The Losers, Sylvain White's new spy thriller based on a little-known
comic book series (and starring Jeffrey Dean Morgan, Zoe Saldana, and The Wire's Idris Elba), opened Friday to mixed reviews. Not a mix of good
reviews and bad reviews, mind you, but a slew of reviews that seemed
conflicted about enjoying the film at all. For every word of praise,
there was a hasty qualifier; for every jeer, a grudging acknowledgment
of what the movie does well. In the interest of fairness, The Atlantic
Wire presents a rough sliding scale of compliments and insults.
- 'Gets the Job Done' The Losers probably gets the best reception from Chicago Sun-Times critic emeritus Roger Ebert,
who calls it "a clean, efficient and entertaining thriller" and
affirms, "'The Losers' knows what it's doing and how to do it. Sylvain
White doesn't have a lot of credits but he knows how to direct and not
trip over his own feet."
- Sort of Refreshing in its Shallowness The Chicago Tribune's Michael Phillips
finds a silver lining in White's all-text-no-subtext approach: "For all
its insidious slickness — the deeply saturated, massively bright
imagery comes courtesy of cinematographer Scott Kevan — the film is
easier to take than, say, 'Kick-Ass' or 'V for Vendetta,' both of which
came to the screen saddled with misguided pretentions. No pretentions
- 'Bombastic, Blithely Inchoate' Salon's Gene Seymour
is far from impressed, but can't bring himself to damn the movie
entirely. "'The Losers' struggles to sustain an antic wit that flickers
on and off throughout like a weak fluorescent bulb," he sighs. His
advice? Don't look for deathless filmmaking. Instead, "consider 'The
Losers' a heat-seeking missile aimed directly at your frontal lobes
with nothing on its makers' minds except total distraction."
- Best Lede of the Week? The Boston Globe's Wesley Morris
offers a thoughtful analysis of the film's eroticization of violence,
but he also serves up an unforgettable metaphor in the review's first
paragraph: "'The Losers' is another plastic thingamabob that's been
hoisted up by one of those carnival claw machines. The amusement it
provides is cheap, disposable, and hardly worth the number of quarters
you fed into the slot in a frenzy not to go home empty-handed."
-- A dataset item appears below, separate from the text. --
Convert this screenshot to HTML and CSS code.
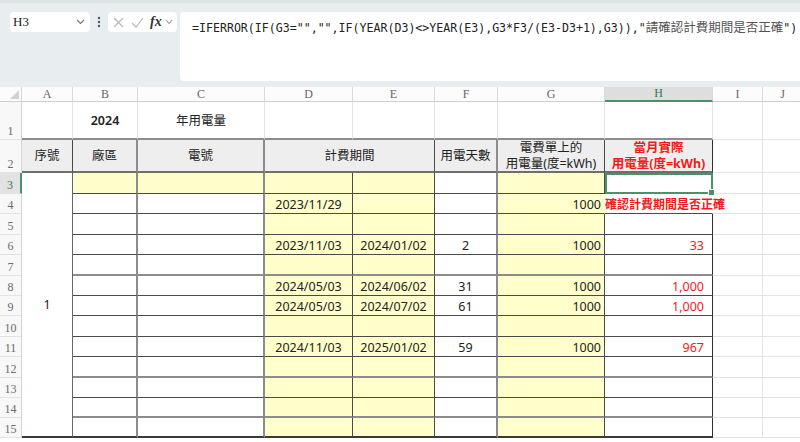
FILE: index.html
```html
<!DOCTYPE html>
<html lang="zh-Hant">
<head>
    <meta charset="UTF-8" />
    <meta name="viewport" content="width=device-width, initial-scale=1" />
    <title>年用電量</title>
    <link rel="stylesheet" href="styles.css">
</head>
<body>
    <div class="toolbar">
        <div class="namebox">
            <span>H3</span>
            <svg width="9" height="6" viewBox="0 0 9 6"><polyline points="1,1 4.5,4.5 8,1" fill="none" stroke="#777" stroke-width="1.2"/></svg>
        </div>
        <div class="dots">
            <svg width="4" height="12" viewBox="0 0 4 12"><circle cx="2" cy="2" r="1.2" fill="#555"/><circle cx="2" cy="6" r="1.2" fill="#555"/><circle cx="2" cy="10" r="1.2" fill="#555"/></svg>
        </div>
        <div class="fxbox">
            <svg width="11" height="11" viewBox="0 0 11 11"><path d="M1 1L10 10M10 1L1 10" stroke="#b9b9b9" stroke-width="1.2"/></svg>
            <svg width="13" height="11" viewBox="0 0 13 11"><polyline points="1,6 5,10 12,1" fill="none" stroke="#b9b9b9" stroke-width="1.2"/></svg>
            <i class="fx">fx</i>
            <svg width="8" height="6" viewBox="0 0 8 6"><polyline points="1,1 4,4.5 7,1" fill="none" stroke="#999" stroke-width="1.1"/></svg>
        </div>
        <div class="formula">=IFERROR(IF(G3="","",IF(YEAR(D3)&lt;&gt;YEAR(E3),G3*F3/(E3-D3+1),G3)),"<span class="cjk">請確認計費期間是否正確</span>")</div>
    </div>

    <div class="sheet">
        <div class="row">
            <div class="corner"></div>
            <div class="ch">A</div>
            <div class="ch">B</div>
            <div class="ch">C</div>
            <div class="ch">D</div>
            <div class="ch">E</div>
            <div class="ch">F</div>
            <div class="ch">G</div>
            <div class="ch on">H</div>
            <div class="ch">I</div>
            <div class="ch">J</div>
        </div>

        <div class="row first">
            <div class="rh">1</div>
            <div class="c top"></div>
            <div class="c top mid year">2024</div>
            <div class="c top mid">年用電量</div>
            <div class="c top"></div>
            <div class="c top"></div>
            <div class="c top"></div>
            <div class="c top"></div>
            <div class="c top"></div>
            <div class="c"></div>
            <div class="c"></div>
        </div>

        <div class="row head">
            <div class="rh">2</div>
            <div class="c t hd mid">序號</div>
            <div class="c t hd mid k">廠區</div>
            <div class="c t hd mid k">電號</div>
            <div class="c t hd mid span2">計費期間</div>
            <div class="c t hd mid k">用電天數</div>
            <div class="c t hd mid two">電費單上的<br>用電量(度=kWh)</div>
            <div class="c t hd mid two h red bold">當月實際<br>用電量(度=kWh)</div>
            <div class="c"></div>
            <div class="c"></div>
        </div>

        <div class="row">
            <div class="rh on">3</div>
            <div class="c t merge">1</div>
            <div class="c t y k"></div>
            <div class="c t y k"></div>
            <div class="c t y"></div>
            <div class="c t y"></div>
            <div class="c t k"></div>
            <div class="c t y"></div>
            <div class="c t h sel"></div>
            <div class="c"></div>
            <div class="c"></div>
        </div>

        <div class="row">
            <div class="rh">4</div>
            <div class="c t k"></div>
            <div class="c t k"></div>
            <div class="c t y ctr">2023/11/29</div>
            <div class="c t y"></div>
            <div class="c t k"></div>
            <div class="c t y num nr">1000</div>
            <div class="c t over">確認計費期間是否正確</div>
            <div class="c"></div>
            <div class="c"></div>
        </div>

        <div class="row">
            <div class="rh">5</div>
            <div class="c t k"></div>
            <div class="c t k"></div>
            <div class="c t y"></div>
            <div class="c t y"></div>
            <div class="c t k"></div>
            <div class="c t y"></div>
            <div class="c t h"></div>
            <div class="c"></div>
            <div class="c"></div>
        </div>

        <div class="row">
            <div class="rh">6</div>
            <div class="c t k"></div>
            <div class="c t k"></div>
            <div class="c t y ctr">2023/11/03</div>
            <div class="c t y ctr">2024/01/02</div>
            <div class="c t k ctr">2</div>
            <div class="c t y num">1000</div>
            <div class="c t h num red">33</div>
            <div class="c"></div>
            <div class="c"></div>
        </div>

        <div class="row kb">
            <div class="rh">7</div>
            <div class="c t k"></div>
            <div class="c t k"></div>
            <div class="c t y"></div>
            <div class="c t y"></div>
            <div class="c t k"></div>
            <div class="c t y"></div>
            <div class="c t h"></div>
            <div class="c"></div>
            <div class="c"></div>
        </div>

        <div class="row">
            <div class="rh">8</div>
            <div class="c t k"></div>
            <div class="c t k"></div>
            <div class="c t y ctr">2024/05/03</div>
            <div class="c t y ctr">2024/06/02</div>
            <div class="c t k ctr">31</div>
            <div class="c t y num">1000</div>
            <div class="c t h num red">1,000</div>
            <div class="c"></div>
            <div class="c"></div>
        </div>

        <div class="row">
            <div class="rh">9</div>
            <div class="c t k"></div>
            <div class="c t k"></div>
            <div class="c t y ctr">2024/05/03</div>
            <div class="c t y ctr">2024/07/02</div>
            <div class="c t k ctr">61</div>
            <div class="c t y num">1000</div>
            <div class="c t h num red">1,000</div>
            <div class="c"></div>
            <div class="c"></div>
        </div>

        <div class="row">
            <div class="rh">10</div>
            <div class="c t k"></div>
            <div class="c t k"></div>
            <div class="c t y"></div>
            <div class="c t y"></div>
            <div class="c t k"></div>
            <div class="c t y"></div>
            <div class="c t h"></div>
            <div class="c"></div>
            <div class="c"></div>
        </div>

        <div class="row">
            <div class="rh">11</div>
            <div class="c t k"></div>
            <div class="c t k"></div>
            <div class="c t y ctr">2024/11/03</div>
            <div class="c t y ctr">2025/01/02</div>
            <div class="c t k ctr">59</div>
            <div class="c t y num">1000</div>
            <div class="c t h num red">967</div>
            <div class="c"></div>
            <div class="c"></div>
        </div>

        <div class="row kb">
            <div class="rh">12</div>
            <div class="c t k"></div>
            <div class="c t k"></div>
            <div class="c t y"></div>
            <div class="c t y"></div>
            <div class="c t k"></div>
            <div class="c t y"></div>
            <div class="c t h"></div>
            <div class="c"></div>
            <div class="c"></div>
        </div>

        <div class="row">
            <div class="rh">13</div>
            <div class="c t k"></div>
            <div class="c t k"></div>
            <div class="c t y"></div>
            <div class="c t y"></div>
            <div class="c t k"></div>
            <div class="c t y"></div>
            <div class="c t h"></div>
            <div class="c"></div>
            <div class="c"></div>
        </div>

        <div class="row kb">
            <div class="rh">14</div>
            <div class="c t k"></div>
            <div class="c t k"></div>
            <div class="c t y"></div>
            <div class="c t y"></div>
            <div class="c t k"></div>
            <div class="c t y"></div>
            <div class="c t h"></div>
            <div class="c"></div>
            <div class="c"></div>
        </div>

        <div class="row last">
            <div class="rh">15</div>
            <div class="c t k"></div>
            <div class="c t k"></div>
            <div class="c t y"></div>
            <div class="c t y"></div>
            <div class="c t k"></div>
            <div class="c t y"></div>
            <div class="c t h"></div>
            <div class="c"></div>
            <div class="c"></div>
        </div>
    </div>
</body>
</html>
```

FILE: styles.css
```css
body {
    margin: 0;
    width: 800px;
    height: 442px;
    overflow: hidden;
    background: #fff;
    font-family: "Noto Sans", "Noto Sans CJK TC", sans-serif;
    color: #222;
}

/* formula bar */
.toolbar {
    box-sizing: border-box;
    height: 87px;
    display: flex;
    align-items: flex-start;
    padding: 12px 0 0 10px;
    background: #e8edf0;
    border-top: 3px solid #dde2e5;
}
.namebox {
    box-sizing: border-box;
    width: 80px;
    height: 20px;
    margin-top: -3px;
    display: flex;
    align-items: center;
    justify-content: space-between;
    padding: 0 5px 0 3px;
    background: #fff;
    border-radius: 4px;
    font: 13px "Liberation Serif", serif;
    color: #222;
}
.dots {
    width: 18px;
    height: 20px;
    margin-top: -3px;
    display: flex;
    align-items: center;
    justify-content: center;
}
.fxbox {
    box-sizing: border-box;
    width: 69px;
    height: 20px;
    margin-top: -3px;
    display: flex;
    align-items: center;
    gap: 7px;
    padding: 0 3px 0 5px;
    background: #fff;
    border-radius: 4px;
}
.fx {
    font: italic bold 14px "Liberation Serif", serif;
    color: #333;
    margin-left: -1px;
    margin-right: -4px;
}
.formula {
    box-sizing: border-box;
    flex: 1;
    height: 69px;
    margin-top: -3px;
    margin-left: 3px;
    padding: 5px 0 0 12px;
    background: #fff;
    border-radius: 4px 0 0 4px;
    font: 11.6px/16px "DejaVu Sans Mono", monospace;
    color: #222;
    white-space: nowrap;
}
.formula .cjk {
    font: 12.5px "Noto Sans CJK TC", sans-serif;
    color: #555;
}

/* sheet grid */
.sheet {
    display: grid;
    grid-template-columns: 22px 51px 65px 127px 88px 82px 63px 107px 108px 50px 40px;
    grid-template-rows: 15px 38px 33px 21px 20px 21px 20px 21px 20px 20px 21px 20px 21px 20px 20px 20px;
    font-size: 12.5px;
}
.row {
    display: contents;
}
.corner {
    box-sizing: border-box;
    display: flex;
    align-items: flex-end;
    justify-content: flex-end;
    padding: 0 2px 2px 0;
    border-right: 1px solid #d6d6d6;
    border-bottom: 1px solid #d0d0d0;
    background: #fcfcfc;
}
.corner::after {
    content: "";
    border-left: 9px solid transparent;
    border-bottom: 9px solid #d2d2d2;
}
.ch {
    box-sizing: border-box;
    display: flex;
    align-items: center;
    justify-content: center;
    border-right: 1px solid #dadada;
    border-bottom: 1px solid #d0d0d0;
    background: #fcfcfc;
    font: 12px "Liberation Serif", serif;
    color: #666;
}
.ch.on {
    background: #dedede;
    border-bottom: 2px solid #4b9169;
    color: #3f6f52;
}
.rh {
    box-sizing: border-box;
    display: flex;
    align-items: flex-end;
    justify-content: center;
    border-right: 1px solid #d6d6d6;
    border-bottom: 1px solid #e3e3e3;
    background: #f8f8f8;
    font: 12px/15px "Liberation Serif", serif;
    color: #6b6b6b;
}
.rh.on {
    background: #e2e2e2;
    border-right: 2px solid #4b9169;
    color: #3f6f52;
}

/* cells */
.c {
    box-sizing: border-box;
    display: flex;
    align-items: flex-end;
    padding: 0 3px;
    border-right: 1px solid #e3e3e3;
    border-bottom: 1px solid #e3e3e3;
    line-height: 17px;
    white-space: nowrap;
    overflow: hidden;
}
.c.top {
    border-bottom: 2px solid #8c8c8c;
}
.t {
    border-right-color: #4a4a4a;
    border-bottom-color: #4a4a4a;
}
.k {
    border-right: 2px solid #8c8c8c;
}
.h {
    border-right-color: #2e2e2e;
}
.nr {
    border-right-color: transparent;
}
.row.head > .t {
    border-bottom: 2px solid #6e6e6e;
}
.row.kb > .t {
    border-bottom: 2px solid #8c8c8c;
}
.row.last > .t,
.merge {
    border-bottom: 2px solid #3a3a3a;
}
.y {
    background: #ffffcc;
}
.hd {
    background: #eeeeee;
}
.mid {
    align-items: center;
    justify-content: center;
    text-align: center;
}
.two {
    line-height: 16px;
}
.span2 {
    grid-column: span 2;
}
.year {
    font-weight: 600;
}
.ctr {
    justify-content: center;
}
.num {
    justify-content: flex-end;
}
.h.num {
    padding-right: 8px;
}
.red {
    color: #f41a1a;
}
.bold {
    font-weight: bold;
}
.merge {
    grid-row: span 13;
    align-items: center;
    justify-content: center;
    border-right-color: #666;
}

/* active cell */
.sel {
    position: relative;
    z-index: 2;
    overflow: visible;
    outline: 2px solid #4b9169;
    outline-offset: -2px;
}
.sel::after {
    content: "";
    position: absolute;
    right: -3px;
    bottom: -3px;
    width: 5px;
    height: 5px;
    background: #4b9169;
    border: 1px solid #fff;
}

/* text spilling into the next column */
.over {
    position: relative;
    z-index: 1;
    overflow: visible;
    padding-left: 0;
    border-right-color: transparent;
    font-size: 12px;
    color: #f41a1a;
    font-weight: bold;
}
```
- 'Douchebags, And Our Ostensible Heroes' The A.V. Club's Scott Tobias
doesn't suffer fools gladly. "There’s nothing wrong with style for its
own sake, but The Losers works so strenuously to be cool at every
moment that it can only be anything but," he writes. "Pitched to
adolescent boys—who are free to enjoy the sanitized violence and sadism
under a PG-13 rating—the film takes the form of an extended trailer
that never stops selling itself. What’s being sold is anyone’s guess."